Nashville Great Books Discussion Group

A reader's group devoted to the discussion of meaningful books.

Saturday, April 17, 2010


Most people have heard about Jason and the Argonauts. They may have some vague notion about a heroic journey and a Golden Fleece. But that’s about it. Most people don’t know the rest of the story. Jason didn’t grab the Golden Fleece and get back home on his own. He had help. He was helped by an “Asian” princess named Medea. To help Jason get back home she had to betray her own country and even contributed to the death of her own father. Now they’re safely back in Greece and have a couple of children of their own. But Jason has an opportunity to advance in the world by marrying a rich Greek princess. He takes it. The play opens with Jason planning on his upcoming wedding while Medea sits absolutely furious.

The Nurse (or modern-day Nanny) is worried. She’s afraid Medea might harm her own children to get back at Jason. NURSE: Why link your children with the nasty things their father's done? The boys aren’t to blame for what Dad does. But what bothers Medea mostly is her own pride has been insulted. Jason is leaving her for a Greek princess, true. But Medea is also a princess. Not only is Medea a princess, she’s a sorceress too. This is not a woman you want to cross. The Nurse tries to persuade her to pursue the path of moderation. NURSE: I don't want a grand life for myself; just to grow old with some security. They say a moderate life's the best of all, a far better choice for mortal men. Going for too much brings no benefits. This sounds like good advice to modern middle-class Americans. Don’t go for too much, Medea. Forget about Jason, just move on and get on with your life. Everybody will be happier that way. But Medea is an ancient Asian princess. Her honor has been damaged. She will get revenge, no matter the cost.

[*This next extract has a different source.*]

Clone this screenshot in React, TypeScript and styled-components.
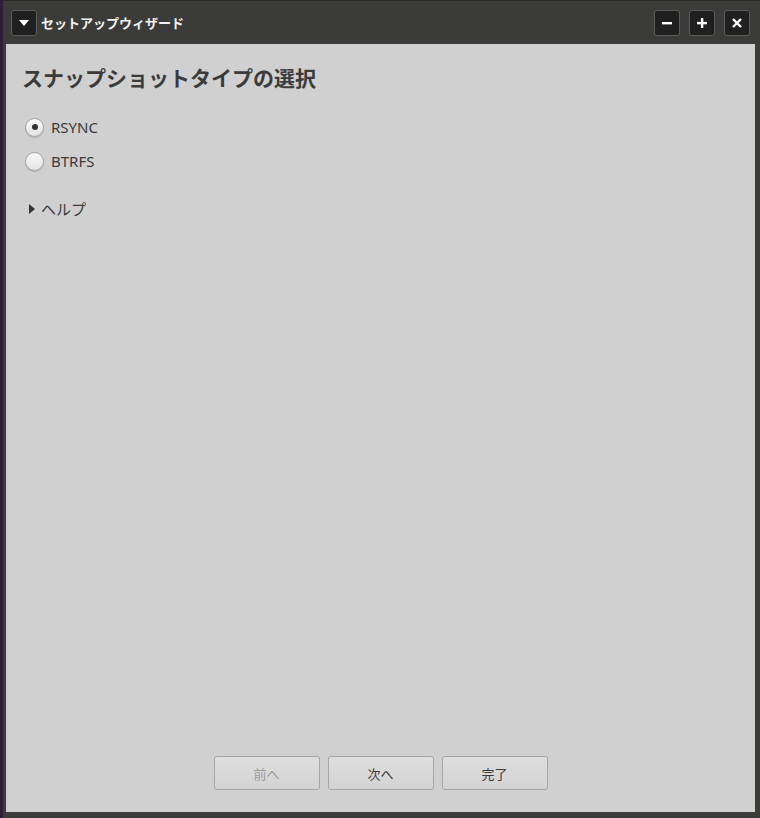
import styled, { createGlobalStyle } from 'styled-components';

const GlobalStyle = createGlobalStyle`
  html, body {
    margin: 0;
    padding: 0;
    background: #2b2038;
  }
  body {
    font-family: "Noto Sans", "Noto Sans CJK JP", sans-serif;
  }
`;

const Desktop = styled.div`
  width: 760px;
  height: 818px;
  display: flex;
  padding-left: 3px;
  box-sizing: border-box;
`;

const Window = styled.div`
  flex: 1;
  display: flex;
  flex-direction: column;
  background: #3b3c39;
  border-top: 1px solid #2a2b29;
  padding: 0 5px 6px 3px;
  box-sizing: border-box;
`;

const TitleBar = styled.div`
  height: 43px;
  display: flex;
  align-items: center;
  padding: 0 5px 0 5px;
  gap: 4px;
`;

const TitleButton = styled.button<{ $gap?: number }>`
  width: 26px;
  height: 26px;
  padding: 0;
  display: flex;
  align-items: center;
  justify-content: center;
  background: #1f1f1f;
  border: 1px solid #5b5c59;
  border-radius: 3px;
  color: #fff;
  margin-left: ${(p) => p.$gap ?? 0}px;
`;

const Title = styled.span`
  flex: 1;
  color: #f2f2f2;
  font-family: "Noto Sans CJK JP", sans-serif;
  font-weight: 700;
  font-size: 13px;
`;

const Content = styled.div`
  flex: 1;
  background: #d0d0d0;
  display: flex;
  flex-direction: column;
  padding: 19px 16px 22px 16px;
`;

const Heading = styled.h1`
  margin: 0 0 18px 0;
  font-family: "Noto Sans CJK JP", sans-serif;
  font-weight: 700;
  font-size: 21px;
  line-height: 29px;
  color: #3b3b3b;
`;

const RadioRow = styled.label`
  display: flex;
  align-items: center;
  gap: 7px;
  height: 34px;
  padding-left: 3px;
  font-size: 15px;
  color: #3a3a3a;
`;

const RadioCircle = styled.span<{ $checked?: boolean }>`
  width: 19px;
  height: 19px;
  border-radius: 50%;
  box-sizing: border-box;
  border: 1px solid #a3a3a3;
  background: linear-gradient(#fafafa, #e3e3e3);
  box-shadow: 0 1px 1px rgba(0, 0, 0, 0.15);
  display: flex;
  align-items: center;
  justify-content: center;
  &::after {
    content: '';
    display: ${(p) => (p.$checked ? 'block' : 'none')};
    width: 6px;
    height: 6px;
    border-radius: 50%;
    background: #333;
  }
`;

const Expander = styled.div`
  display: flex;
  align-items: center;
  gap: 6px;
  margin-top: 20px;
  padding-left: 7px;
  font-family: "Noto Sans CJK JP", sans-serif;
  font-size: 15px;
  color: #3a3a3a;
`;

const Spacer = styled.div`
  flex: 1;
`;

const ButtonRow = styled.div`
  display: flex;
  justify-content: center;
  gap: 8px;
`;

const NavButton = styled.button`
  width: 106px;
  height: 34px;
  border: 1px solid #a6a6a6;
  border-radius: 3px;
  background: linear-gradient(#dedede, #d3d3d3);
  font-family: "Noto Sans CJK JP", sans-serif;
  font-size: 13px;
  color: ${(p) => (p.disabled ? '#9a9a9a' : '#3a3a3a')};
`;

export default function App() {
  return (
    <>
      <GlobalStyle />
      <Desktop>
        <Window>
          <TitleBar>
            <TitleButton>
              <svg width="10" height="6" viewBox="0 0 10 6">
                <path d="M0 0 L10 0 L5 6 Z" fill="#fff" />
              </svg>
            </TitleButton>
            <Title>セットアップウィザード</Title>
            <TitleButton>
              <svg width="10" height="10" viewBox="0 0 10 10">
                <rect x="0" y="4" width="10" height="2.4" fill="#fff" />
              </svg>
            </TitleButton>
            <TitleButton $gap={5}>
              <svg width="10" height="10" viewBox="0 0 10 10">
                <rect x="0" y="3.9" width="10" height="2.4" fill="#fff" />
                <rect x="3.9" y="0" width="2.4" height="10" fill="#fff" />
              </svg>
            </TitleButton>
            <TitleButton $gap={5}>
              <svg width="10" height="10" viewBox="0 0 10 10">
                <path d="M1 1 L9 9 M9 1 L1 9" stroke="#fff" strokeWidth="2.4" />
              </svg>
            </TitleButton>
          </TitleBar>
          <Content>
            <Heading>スナップショットタイプの選択</Heading>
            <RadioRow>
              <RadioCircle $checked />
              RSYNC
            </RadioRow>
            <RadioRow>
              <RadioCircle />
              BTRFS
            </RadioRow>
            <Expander>
              <svg width="6" height="10" viewBox="0 0 6 10">
                <path d="M0 0 L6 5 L0 10 Z" fill="#333" />
              </svg>
              ヘルプ
            </Expander>
            <Spacer />
            <ButtonRow>
              <NavButton disabled>前へ</NavButton>
              <NavButton>次へ</NavButton>
              <NavButton>完了</NavButton>
            </ButtonRow>
          </Content>
        </Window>
      </Desktop>
    </>
  );
}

What makes Medea a sympathetic character is her underlying humanity. She’s not an evil witch and she’s not a monster. Medea’s a flesh and blood woman and a princess. She loves her children. She has been a faithful wife and dutiful mother. But she will not tolerate being dismissed. If Jason leaves her for another woman there’ll be hell to pay. Medea decides killing their two boys would hurt him most. She loves her sons, but she hates Jason more. She is fully aware of what she’s about to do. MEDEA: The evil done to me has won the day. I understand too well the dreadful act I'm going to commit, but my judgment can't check my anger, and that incites the greatest evils human beings do. In her mind there are no good options left. The gods may or may not take vengeance on Jason for breaking his marriage oath to her. But Medea will help the gods by taking matters into her own hands. Hell hath no fury like a woman scorned and it’s even worse if she’s got the powers of a witch. Jason’s fiancé/bride gets burned alive by a magic gown and the father-in-law Creon also dies a horrible death trying to save his ill-fated daughter. Then Medea takes the lives of Jason’s two sons using her own hands. Then there’s nothing left but to taunt Jason before she leaves in a chariot drawn by dragons.

What is a modern reader supposed to make of all this? The modern term “depth psychology” may well apply here. Euripides probes the human mind long before Freud made it popular. Modern readers like to ask questions such as: What makes Medea tick? Why do we hurt ourselves in order to “get back” at someone? Does primitive sexuality trump civilized behavior? Is there a thin line between love and hate? What happens when that line is crossed? Why is domestic violence so rampant in our culture? Euripides explored these questions too. But he had a broader agenda in mind. CHORUS: Zeus on Olympus dispenses many things. Gods often contradict our fondest expectations. What we anticipate does not come to pass. What we don't expect some god finds a way to make it happen. So with this story. So it is with our own lives.